On the surface, Longshot Space’s pitch is as simple as it sounds. “If you have an opportunity to do something that is grand and beautiful, you should. That’s part of what gets me out of bed in the morning. The other part is that what I get to work on on a day-to-day basis goes boom and is loud and is fun,” Longshot Space CEO Mike Grace said in a video on the company’s YouTube page.

The world has sent an incredible number of satellites into space over the last few years. Low Earth orbit is riddled with stuff. Getting that stuff into space requires rockets, and rockets are expensive. Musk and Jeff Bezos have spent billions of dollars getting into space. Musk bought whole areas of Texas, destroyed the city of Boca Chica, and spent tens of millions of dollars on every rocket launch. Musk’s big space innovation was designing rockets to be reused.

Grace thinks you can skip the costly rockets altogether, and he’s building a team of like-minded people who will help him achieve the dream of firing stuff into space with a big gun. “We’re building a giant space cannon to help colonize the solar system,” Nathan Saichek, CEO of Longshot Space told the YouTube channel Story Co. “Just a million times easier to build a big ass cannon than a fancy rocket. That’s sort of the thesis of the company: we can launch cheap by making one really big infrastructure investment. Everything else after that is really easy.”

So how will they do it, and how far have they come? Longshot’s plan is to use pressurized gas to push objects in stages down a long gun with the goal of those objects achieving Mach 25. As the object goes down the gun, holes in its barrel inject more gas and increase the speed. Getting satellites into space will require a gun that’s miles long.

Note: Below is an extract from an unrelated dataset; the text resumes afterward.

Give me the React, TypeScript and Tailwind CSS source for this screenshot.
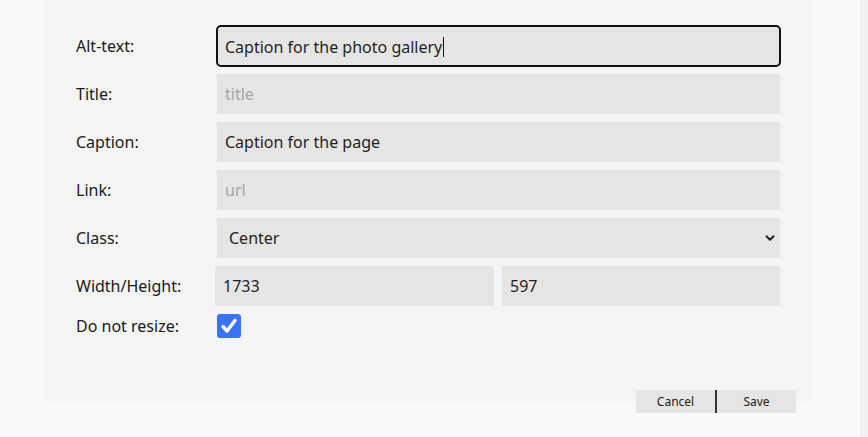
import { ChevronDownIcon } from "lucide-react";

const font = { fontFamily: '"Noto Sans", "Open Sans", sans-serif' };

const Row = ({ label, children }: { label: string; children: React.ReactNode }) => (
  <div className="flex h-10 items-center">
    <span className="w-[141px] shrink-0 text-base text-[#1a1a1a]">{label}</span>
    {children}
  </div>
);

const Field = ({ value, placeholder, focused }: { value?: string; placeholder?: string; focused?: boolean }) => (
  <div
    className={
      "flex h-10 w-[563px] items-center bg-[#e6e5e3] px-2 text-base " +
      (focused ? "rounded-[4px] outline-2 outline-offset-[-1px] outline-[#111]" : "")
    }
  >
    {value ? (
      <span className="text-[#1f1f1f]">
        {value}
        {focused ? <span className="ml-px inline-block h-[20px] w-px translate-y-[4px] bg-[#111]" /> : null}
      </span>
    ) : (
      <span className="text-[#a3a6ad]">{placeholder}</span>
    )}
  </div>
);

export default function App() {
  return (
    <div className="flex h-[437px] w-[868px] bg-[#f9f9f8]" style={font}>
      <div className="w-[860px]">
        <div className="ml-[44px] h-[401px] w-[768px] bg-[#f4f4f3] pl-[32px] pt-[26px]">
          <div className="flex flex-col gap-2">
            <Row label="Alt-text:">
              <Field value="Caption for the photo gallery" focused />
            </Row>
            <Row label="Title:">
              <Field placeholder="title" />
            </Row>
            <Row label="Caption:">
              <Field value="Caption for the page" />
            </Row>
            <Row label="Link:">
              <Field placeholder="url" />
            </Row>
            <Row label="Class:">
              <div className="flex h-10 w-[563px] items-center justify-between bg-[#e6e5e3] pl-3 pr-[3px] text-base text-[#1f1f1f]">
                <span>Center</span>
                <ChevronDownIcon className="size-3.5 text-[#222]" strokeWidth={3.5} />
              </div>
            </Row>
            <Row label="Width/Height:">
              <div className="-ml-[2px] flex gap-2">
                <div className="flex h-10 w-[279px] items-center bg-[#e6e5e3] px-2 text-base text-[#1f1f1f]">1733</div>
                <div className="flex h-10 w-[278px] items-center bg-[#e6e5e3] px-2 text-base text-[#1f1f1f]">597</div>
              </div>
            </Row>
            <div className="flex h-6 items-center">
              <span className="w-[141px] shrink-0 text-base text-[#1a1a1a]">Do not resize:</span>
              <div className="flex size-6 items-center justify-center rounded-[3px] bg-[#3b73f5]">
                <svg viewBox="0 0 24 24" className="size-6" fill="none" stroke="white" strokeWidth={3.4} strokeLinecap="round" strokeLinejoin="round">
                  <path d="M6 12.5l4 4.5 8-10.5" />
                </svg>
              </div>
            </div>
          </div>
        </div>
        <div className="-mt-[11px] ml-[636px] flex h-[23px] text-xs text-[#222]">
          <button type="button" className="w-[79px] bg-[#e6e5e3]">Cancel</button>
          <div className="w-[2px] bg-[#333]" />
          <button type="button" className="w-[79px] bg-[#e6e5e3]">Save</button>
        </div>
      </div>
      <div className="w-[8px] bg-[#f1f1f0]" />
    </div>
  );
}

Earlier tests on small versions of the concept have been successful. According to a report from SFGate, Longshot has launched apple-sized objects at speeds up to Mach 4.6. That’s well short of the final goal, but it’s a decent proof of concept, and it makes a loud sonic boom.

To build bigger guns, Longshot needs a bigger space.

It’s currently in the deserts of Nevada, laying the groundwork for the next stage of its project. The new gun will have a 30-inch diameter and run 1,800 feet. The hope is that a gun this long can get an object weighing 220 pounds up to Mach 5. The final version of the Longshot will probably need to run more than six miles in length to get stuff into space.

Longshot Space is just one of the companies that’s hoping to bypass the issue of high-cost rockets. The other popular idea is to build a space elevator. For this to work, a company would build a loading platform in orbit and then run some kind of connecting elevator down to the planet. It would have a high startup cost, but once constructed, a space elevator would theoretically save a lot of time, money, and energy for anyone trying to put stuff into space.

But for Grace and Longshot, giant sonic-boom-inducing guns are the only way to go.